Paper No. 6
Presentation Time: 3:15 PM
PITTED TERRAIN IN MUSKEGON COUNTY, MICHIGAN: IMPLICATIONS FOR GLACIER LOBES AND LAKES DURING THE LATE WISCONSIN DEGLACIATION
COLGAN, Patrick M., Department of Geology, Grand Valley State University, 132 Padnos Hall of Science, 1 Campus Drive, Allendale, MI 49401-9403, colganp@gvsu.edu
Quaternary mapping in Muskegon County, Michigan has identified a complex terrain of pitted plains and isolated uplands in the northeastern portion of the county. This area was noted briefly by Leverett in Monograph 53 (p. 223). Depressions occur within plains or in gently sloping surfaces. Depressions range in size from small nearly circular forms tens of meters in diameter to larger polygonal and irregular forms over 3000 meters in their longest dimension. The depths of depressions range from 3-40 meters and larger depressions contain lakes and wetlands. Depressions are elongate or form elongate chains. The upland areas between depressions are locally flat, but gently slope over the county from ~ 216 m in the east to ~198 m in the west (slope is 1-2 m/km). This is similar to the elevations and slopes of outwash plains and Glacial Lake Chicago plain in southern Muskegon County where depressions are absent. Some uplands are completely surrounded by depressions. Sediments in the area are similar to those in southern Muskegon County that have been mapped as outwash sand and gravel, and lacustrine sand, silt, and clay. Clay and diamicton underlies sand in most of the area at depths of 10-50 meters, and occurs at shallow depth (<10 m) near Twin Lake, Michigan as a small upland ridge.

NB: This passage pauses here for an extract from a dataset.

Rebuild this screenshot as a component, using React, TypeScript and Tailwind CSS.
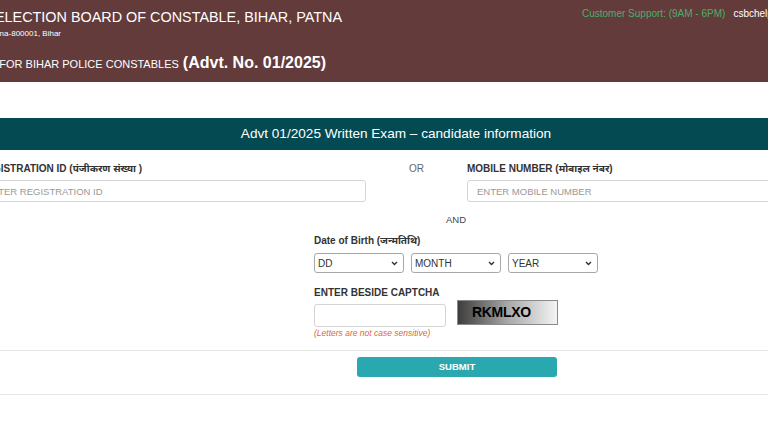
export default function App() {
  return (
    <div className="w-[768px] h-[432px] overflow-hidden bg-white font-['Liberation_Sans',Arial,'Noto_Sans',sans-serif] text-[#333]">
      {/* top header band */}
      <header className="flex h-[82px] bg-[#633b3b] text-white">
        <div className="w-[342px] shrink-0">
          <div className="flex justify-end whitespace-nowrap pt-[9px] text-[14.4px] leading-[16px]">
            CENTRAL SELECTION BOARD OF CONSTABLE, BIHAR, PATNA
          </div>
          <div className="mt-[4px] flex w-[61px] justify-end whitespace-nowrap text-[8px] leading-[9px]">
            Sardar Patel Bhawan, Patna-800001, Bihar
          </div>
          <div className="mt-[15px] flex w-[326px] items-baseline justify-end whitespace-nowrap leading-[20px]">
            <span className="text-[11px]">ONLINE APPLICATION FOR BIHAR POLICE CONSTABLES</span>
            <span className="ml-[4px] text-[16px] font-bold">(Advt. No. 01/2025)</span>
          </div>
        </div>
        <div className="flex whitespace-nowrap pl-[240px] pt-[8px] text-[10px] leading-[12px]">
          <span className="text-[#4caf6c]">Customer Support: (9AM - 6PM)</span>
          <span className="ml-[8px]">csbchelpdesk@gmail.com</span>
        </div>
      </header>

      <div className="mt-[36px] flex h-[32px] items-center justify-center bg-[#044a53] pl-[24px] text-[13.6px] text-white">
        Advt 01/2025 Written Exam – candidate information
      </div>

      {/* registration / mobile row */}
      <div className="-ml-[21px] mt-[13px] flex w-[900px]">
        <div className="w-[387px] shrink-0">
          <div className="whitespace-nowrap text-[10px] font-bold leading-[12px]">REGISTRATION ID (पंजीकरण संख्या )</div>
          <input
            className="mt-[5px] h-[22px] w-full rounded-[3px] border border-[#d4d4d4] pl-[5px] pr-[9px] text-[9.5px] uppercase outline-none placeholder:text-[#999]"
            placeholder="ENTER REGISTRATION ID"
          />
        </div>
        <div className="w-[101px] shrink-0 text-center text-[10px] leading-[12px] text-[#666]">OR</div>
        <div className="w-[387px] shrink-0">
          <div className="whitespace-nowrap text-[10px] font-bold leading-[12px]">MOBILE NUMBER (मोबाइल नंबर)</div>
          <input
            className="mt-[5px] h-[22px] w-full rounded-[3px] border border-[#d4d4d4] px-[9px] text-[9.5px] outline-none placeholder:text-[#999]"
            placeholder="ENTER MOBILE NUMBER"
          />
        </div>
      </div>

      <div className="ml-[314px] w-[284px]">
        <div className="mt-[12px] text-center text-[9.5px] leading-[12px] text-[#444]">AND</div>
        <div className="mt-[9px] whitespace-nowrap text-[10px] font-bold leading-[12px]">Date of Birth (जन्मतिथि)</div>
        <div className="mt-[6px] flex gap-[7px]">
          {["DD", "MONTH", "YEAR"].map((t) => (
            <div
              key={t}
              className="flex h-[20px] w-[90px] items-center justify-between rounded-[3px] border border-[#a8a8a8] pl-[3px] pr-[5px] text-[10px]"
            >
              <span>{t}</span>
              <svg width="7" height="5" viewBox="0 0 7 5" fill="none">
                <path d="M1 1l2.5 2.5L6 1" stroke="#333" strokeWidth="1.4" />
              </svg>
            </div>
          ))}
        </div>

        <div className="mt-[14px] text-[10px] font-bold leading-[12px]">ENTER BESIDE CAPTCHA</div>
        <div className="mt-[1px] flex items-start">
          <input className="mt-[4px] h-[23px] w-[132px] rounded-[3px] border border-[#d4d4d4] px-[6px] text-[10px] outline-none" />
          <div className="ml-[11px] flex h-[25px] w-[101px] items-center border border-[#8a8a8a] bg-gradient-to-r from-[#3e3e3e] via-[#a8a8a8] to-[#f4f4f4] pl-[14px] text-[14px] font-bold tracking-[-0.3px] text-black">
            RKMLXO
          </div>
        </div>
        <div className="mt-[1px] text-[8.5px] italic leading-[10px] text-[#e2643a]">(Letters are not case sensitive)</div>
      </div>

      <div className="mt-[12px] h-[1px] w-full bg-[#e6e6e6]" />
      <div className="ml-[357px] mt-[6px] flex h-[20px] w-[200px] items-center justify-center rounded-[3px] bg-[#2aa8af] text-[9.5px] font-bold text-white">
        SUBMIT
      </div>
      <div className="mt-[17px] h-[1px] w-full bg-[#e6e6e6]" />
    </div>
  );
}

Depressions probably reflect areas where stagnant glacier ice was covered by outwash or glaciolacustrine sediments during deglaciation. Some of the smaller uplands may have formed in ice-walled lakes within stagnant ice, whereas other uplands formed as bays in a larger proglacial lake. The upland composed of diamicton and lake sediments near Twin Lake is probably a moraine or ice-thrust ridge of the Lake Border moraine system. Ice most likely was left by a stagnant Lake Michigan lobe following an advance, perhaps a surge event. Ice was then partially buried by Glacial Lake Chicago sediment and glaciofluvial sediment coming from the east or the downwasting Saginaw lobe. The thickness of stagnant ice must have been at least 20-40 m thick near the ice margin based on the depth of the depressions. An alternative hypothesis is that an earlier westward advance of the Saginaw lobe could have left stagnant ice that was later over-ridden by the Lake Michigan lobe. More detailed mapping and subsurface information will be needed to test these various multiple working hypotheses.